I was talking to a friend of mine last night about being jealous of another person. I recently noticed some beautiful compliments paid to a very sweet friend, well deserving of said compliments. I was getting more and more frustrated, though, because I realized how jealous I was. I kept thinking to myself, “Wow, I wish someone thought that of me” or “I wish I was more like them” and other things of that nature.
Before, if you had asked me if I was a jealous person, I would have said that was not one of my weaknesses. I would have said that I want what other people have, but not that I wanted to take it from them, so that couldn’t be considered jealousy, right? Unfortunately, I was mistaken. Not only was I jealous of that person, but I was also deceiving myself into thinking I was better or more spiritually mature than I actually was.
Recognizing that recent jealousy of my sweet friend has really made me aware of an attitude I never thought I had. I’ve sometimes been a “why me?” person, and isn’t that just an attitude that stems from being jealous of others’ circumstances?

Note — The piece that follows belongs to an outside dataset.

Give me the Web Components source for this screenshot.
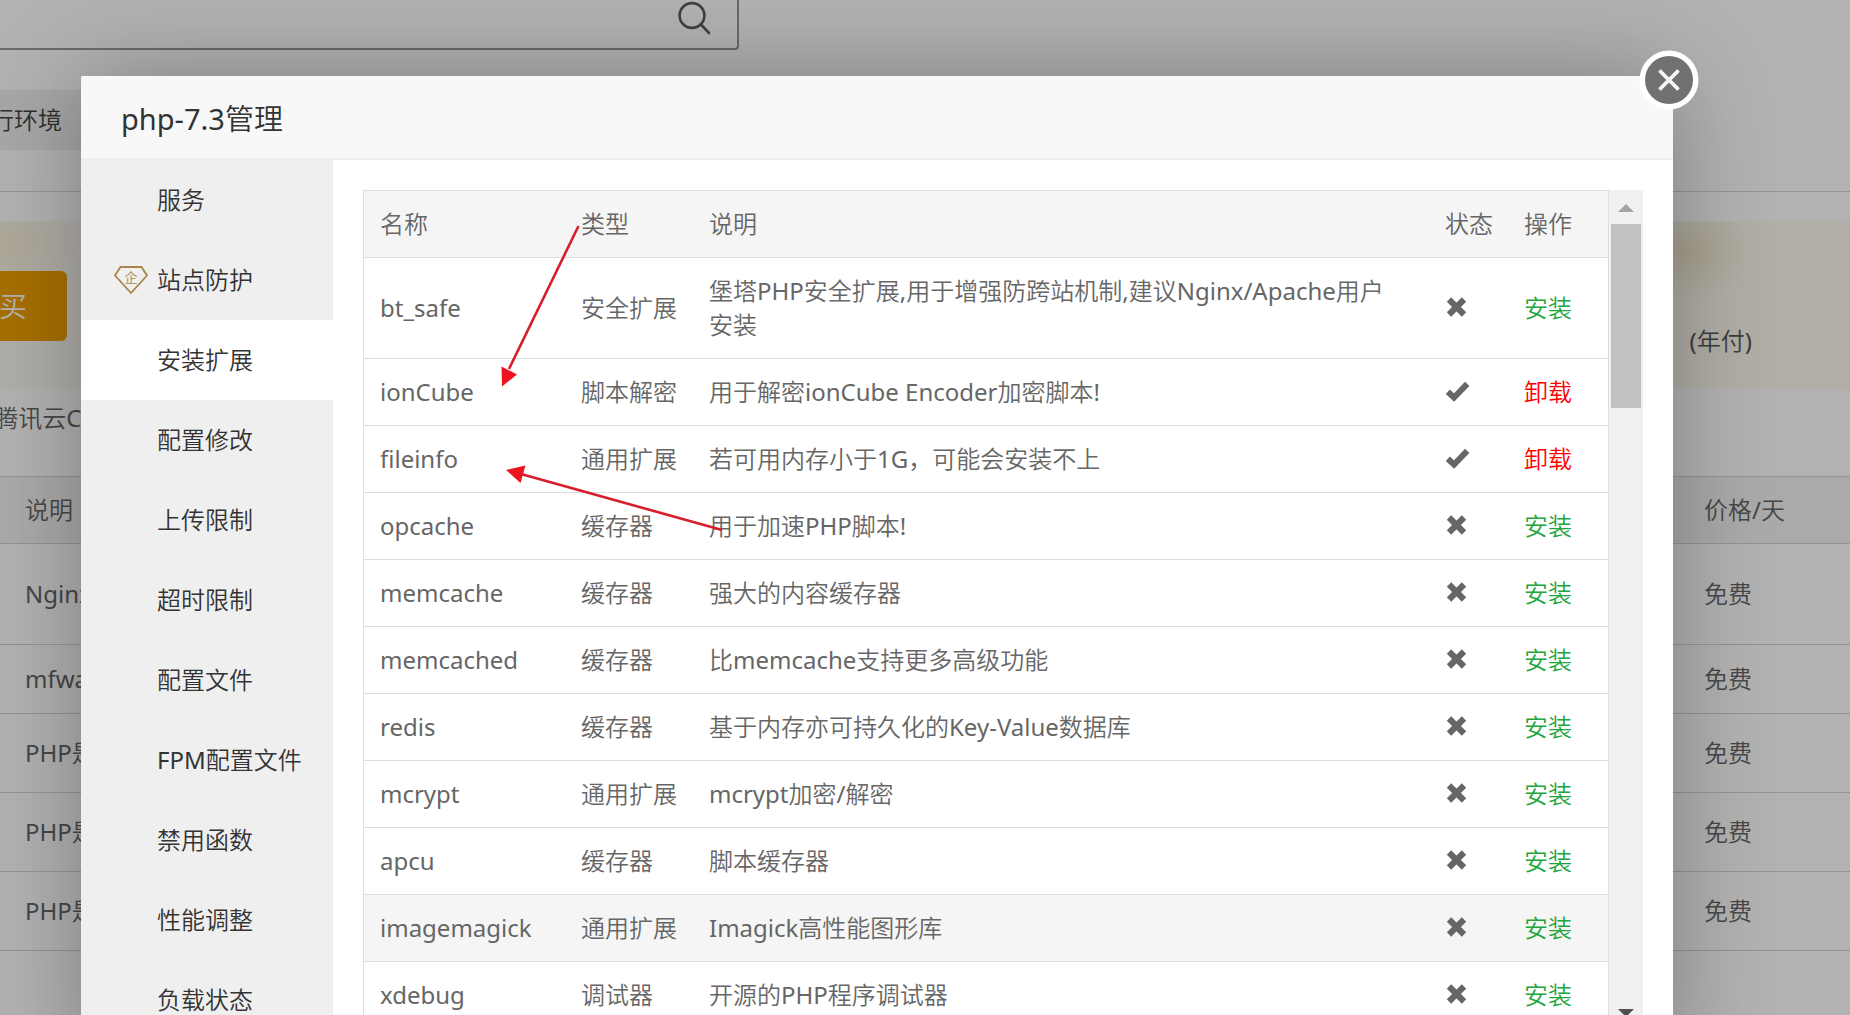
<!DOCTYPE html>
<html lang="zh-CN">
<head>
<meta charset="utf-8">
<title>php-7.3管理</title>
<style>
  html, body { margin: 0; height: 100%; overflow: hidden; }
  body {
    font-family: "Noto Sans", "Noto Sans CJK SC DemiLight", "Noto Sans CJK SC Light", "Noto Sans CJK SC", sans-serif;
    font-size: 24px; line-height: 34px; color: #666; background: #fff;
  }
</style>
</head>
<body>
<panel-app></panel-app>

<script>
const define = (name, html, setup) => customElements.define(name, class extends HTMLElement {
  connectedCallback() {
    if (this.shadowRoot) return;
    const root = this.attachShadow({ mode: 'open' });
    root.innerHTML = html;
    if (setup) setup(root, this);
  }
});

/* ---------- software store page behind the dialog ---------- */
define('store-search', `
  <style>
    :host { display: block; height: 50px; margin-bottom: 40px; }
    form { box-sizing: border-box; width: 739px; height: 50px; display: flex; align-items: flex-start;
      border: 2px solid #999; border-top: 0; border-left: 0; border-radius: 0 0 4px 0; }
    input { flex: 1; min-width: 0; height: 34px; border: 0; background: none; outline: 0; font: inherit; }
    button { border: 0; background: none; padding: 0 25px 0 0; height: 36px; }
    svg { display: block; }
  </style>
  <form>
    <input type="text" aria-label="搜索">
    <button type="button" aria-label="搜索按钮">
      <svg width="34" height="36" viewBox="0 0 34 36" fill="none" stroke="#5c5c5c" stroke-width="2.6" stroke-linecap="round">
        <circle cx="14" cy="15.500" r="12.4"/><path d="M23 24.500L31 33"/>
      </svg>
    </button>
  </form>`);

define('store-tabs', `
  <style>
    :host { display: block; padding-bottom: 41px; border-bottom: 1px solid #d4d4d4; }
    button { border: 0; background: #efefef; font: inherit; color: #444; height: 60px; width: 82px;
      padding: 0 20px 0 0; display: flex; justify-content: flex-end; align-items: center;
      white-space: nowrap; overflow: hidden; }
  </style>
  <button type="button">行环境</button>`);

define('store-banner', `
  <style>
    :host { display: flex; align-items: center; justify-content: space-between; box-sizing: border-box;
      height: 168px; margin-top: 29px; padding-right: 98px; color: #555;
      background:
        radial-gradient(ellipse 70px 50px at calc(100% - 165px) 30px, #f0e8cb, #f0e8cb00),
        radial-gradient(ellipse 70px 50px at 10px 22px, #f9f0d9, #f9f0d900),
        linear-gradient(90deg, #fcf9f2, #fef9ef); }
    button { width: 67px; height: 70px; margin-top: 2px; padding: 0 40px 0 0; border: 0; border-radius: 0 6px 6px 0;
      background: #f0a000; color: #fff; font: inherit; font-size: 28px; display: flex;
      align-items: center; justify-content: flex-end; }
    span { margin-top: 71px; }
  </style>
  <button type="button">买</button><span>(年付)</span>`);

define('store-note', `
  <style>
    :host { display: flex; align-items: center; height: 87px; width: 98px; justify-content: flex-end;
      white-space: nowrap; overflow: hidden; box-sizing: border-box; padding: 0 2px 29px 0; }
  </style>
  <span>腾讯云CC</span>`);

define('store-list', `
  <style>
    :host { display: block; }
    table { width: 100%; border-spacing: 0; table-layout: fixed; border-top: 1px solid #d4d4d4; }
    th, td { padding: 16px; text-align: left; font-weight: inherit; border-bottom: 1px solid #d4d4d4;
      box-sizing: border-box; }
    th { background: #f4f4f4; }
    th:first-child, td:first-child { padding-left: 25px; }
    th:last-child { width: 162px; }
    .h100 { height: 101px; } .h69 { height: 69px; } .h79 { height: 79px; }
  </style>
  <table><thead><tr><th>说明</th><th>价格/天</th></tr></thead>
  <tbody>
    <tr><td class="h100">Nginx</td><td>免费</td></tr>
    <tr><td class="h69">mfwa</td><td>免费</td></tr>
    <tr><td class="h79">PHP是</td><td>免费</td></tr>
    <tr><td class="h79">PHP是</td><td>免费</td></tr>
    <tr><td class="h79">PHP是</td><td>免费</td></tr>
  </tbody></table>`);

/* ---------- dialog parts ---------- */
define('side-menu', `
  <style>
    :host { display: block; flex: none; width: 252px; background: #efefef; overflow: hidden; }
    a { display: flex; align-items: center; height: 80px; padding-left: 32px; color: #333;
      text-decoration: none; white-space: nowrap; }
    a[aria-current] { background: #fff; }
    .icon { flex: none; width: 44px; }
    svg { display: block; }
    text { font-size: 13px; }
  </style>
  <nav></nav>`, root => {
  const gem = `<svg width="36" height="32" viewBox="0 0 36 32"><path d="M7.500 3H28.500L34 11.500L18 29L2 11.500Z" fill="none" stroke="#a8864a" stroke-width="1.800"/><text x="18" y="18" text-anchor="middle" fill="#a8864a">企</text></svg>`;
  root.querySelector('nav').innerHTML =
    ['服务','站点防护','安装扩展','配置修改','上传限制','超时限制','配置文件','FPM配置文件','禁用函数','性能调整','负载状态']
    .map((t, n) => `<a href="#"${n === 2 ? ' aria-current="page"' : ''}><span class="icon">${n === 1 ? gem : ''}</span>${t}</a>`).join('');
});

define('state-icon', `
  <style>:host { display: block; height: 34px; } svg { display: block; }</style>`, (root, el) => {
  root.innerHTML += el.hasAttribute('on')
    ? '<svg width="26" height="34" viewBox="0 0 26 34"><path d="M2.800 16.800L9 22.500L22.200 8.800" fill="none" stroke="#666" stroke-width="6"/></svg>'
    : '<svg width="26" height="34" viewBox="0 0 26 34"><path d="M4 8.500L19 23.500M19 8.500L4 23.500" fill="none" stroke="#666" stroke-width="6.200"/></svg>';
});

define('extension-table', `
  <style>
    :host { display: block; flex: 1; min-width: 0; overflow: hidden; }
    table { width: 100%; border-spacing: 0; table-layout: fixed; border: 1px solid #ddd; box-sizing: border-box; }
    th, td { padding: 16px 0 16px 16px; text-align: left; font-weight: inherit; border-bottom: 1px solid #ddd; }
    th { background: #f5f5f5; }
    tr.hover td { background: #f5f5f5; }
    th:nth-child(1) { width: 185px; } th:nth-child(2) { width: 112px; }
    th:nth-child(3), td:nth-child(3) { padding-right: 36px; }
    th:nth-child(4) { width: 63px; } th:nth-child(5) { width: 84px; }
    a { color: #20a53a; text-decoration: none; }
    a.remove { color: #f00; }
  </style>
  <table><thead><tr><th>名称</th><th>类型</th><th>说明</th><th>状态</th><th>操作</th></tr></thead><tbody></tbody></table>`, root => {
  const rows = [
    ['bt_safe','安全扩展','堡塔PHP安全扩展,用于增强防跨站机制,建议Nginx/Apache用户安装'],
    ['ionCube','脚本解密','用于解密ionCube Encoder加密脚本!', 1],
    ['fileinfo','通用扩展','若可用内存小于1G，可能会安装不上', 1],
    ['opcache','缓存器','用于加速PHP脚本!'],
    ['memcache','缓存器','强大的内容缓存器'],
    ['memcached','缓存器','比memcache支持更多高级功能'],
    ['redis','缓存器','基于内存亦可持久化的Key-Value数据库'],
    ['mcrypt','通用扩展','mcrypt加密/解密'],
    ['apcu','缓存器','脚本缓存器'],
    ['imagemagick','通用扩展','Imagick高性能图形库'],
    ['xdebug','调试器','开源的PHP程序调试器']
  ];
  root.querySelector('tbody').innerHTML = rows.map(([a, b, c, on]) =>
    `<tr${a === 'imagemagick' ? ' class="hover"' : ''}><td>${a}</td><td>${b}</td><td>${c}</td><td><state-icon${on ? ' on' : ''}></state-icon></td><td><a href="#"${on ? ' class="remove"' : ''}>${on ? '卸载' : '安装'}</a></td></tr>`).join('');
});

define('scroll-rail', `
  <style>
    :host { display: flex; flex-direction: column; align-items: center; flex: none; width: 34px;
      background: #f0f0f0; padding: 14px 0; box-sizing: border-box; }
    svg { display: block; flex: none; }
    div { width: 30px; height: 184px; margin: 12px 0 auto; background: #c1c1c1; }
  </style>
  <svg width="16" height="8"><path d="M0 8L8 0L16 8Z" fill="#a3a3a3"/></svg>
  <div></div>
  <svg width="16" height="8"><path d="M0 0L8 8L16 0Z" fill="#505050"/></svg>`);

define('manage-dialog', `
  <style>
    :host { position: absolute; left: 81px; right: 177px; top: 76px; bottom: -46px; display: flex;
      flex-direction: column; background: #fff; border-radius: 2px; box-shadow: 0 2px 96px rgba(0,0,0,.3); }
    header { flex: none; height: 84px; box-sizing: border-box; border-bottom: 2px solid #eee; background: #f8f8f8;
      padding: 4px 0 0 40px; display: flex; align-items: center; border-radius: 2px 2px 0 0; }
    h1 { margin: 0; font-size: 29px; font-weight: inherit; color: #333; }
    .body { flex: 1; min-height: 0; display: flex; }
    main { flex: 1; min-width: 0; display: flex; padding: 30px; }
    .close { position: absolute; right: -26px; top: -26px; width: 60px; height: 60px; padding: 0; border: 0; background: none; }
    .close svg { display: block; }
    .marks { position: absolute; left: 0; top: 0; pointer-events: none; }
  </style>
  <header><h1><slot name="title"></slot></h1></header>
  <div class="body"><side-menu></side-menu><main><slot></slot></main></div>
  <button class="close" type="button" aria-label="关闭">
    <svg width="60" height="60" viewBox="0 0 60 60"><circle cx="30" cy="30" r="29.500" fill="#fff"/><circle cx="30" cy="30" r="24" fill="#717171"/><path d="M20.500 20.500L39.500 39.500M39.500 20.500L20.500 39.500" stroke="#f8f8f8" stroke-width="3.800"/></svg>
  </button>
  <svg class="marks" width="660" height="470" viewBox="81 76 660 470" fill="#ed1422" stroke="#d81e2c" stroke-width="2.600">
    <path d="M578.500 226L509 369"/><path d="M501.500 366.500L517 374.500L502 386.500Z" stroke="none"/>
    <path d="M722 530L521 474"/><path d="M506 470L525.500 465.500L520.500 483Z" stroke="none"/>
  </svg>`);

define('panel-app', `
  <style>
    :host { display: block; position: relative; height: 100vh; overflow: hidden; }
    .shade { position: absolute; inset: 0; background: rgba(0,0,0,.3); }
  </style>
  <store-search></store-search>
  <store-tabs></store-tabs>
  <store-banner></store-banner>
  <store-note></store-note>
  <store-list></store-list>
  <div class="shade"></div>
  <manage-dialog><span slot="title">php-7.3管理</span><extension-table></extension-table><scroll-rail></scroll-rail></manage-dialog>`);
</script>
</body>
</html>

When others are successful with something which I have attempted and failed, I’ll often ask God why I am not being blessed in the same way. Like, somehow bringing God into it makes it not jealousy. Wow, I have been deluded!
The way to overcome that, I guess, is to be content in all circumstances and to be satisfied with the things God has uniquely given to me (looks, personality, etc). Definitely something I need to work on!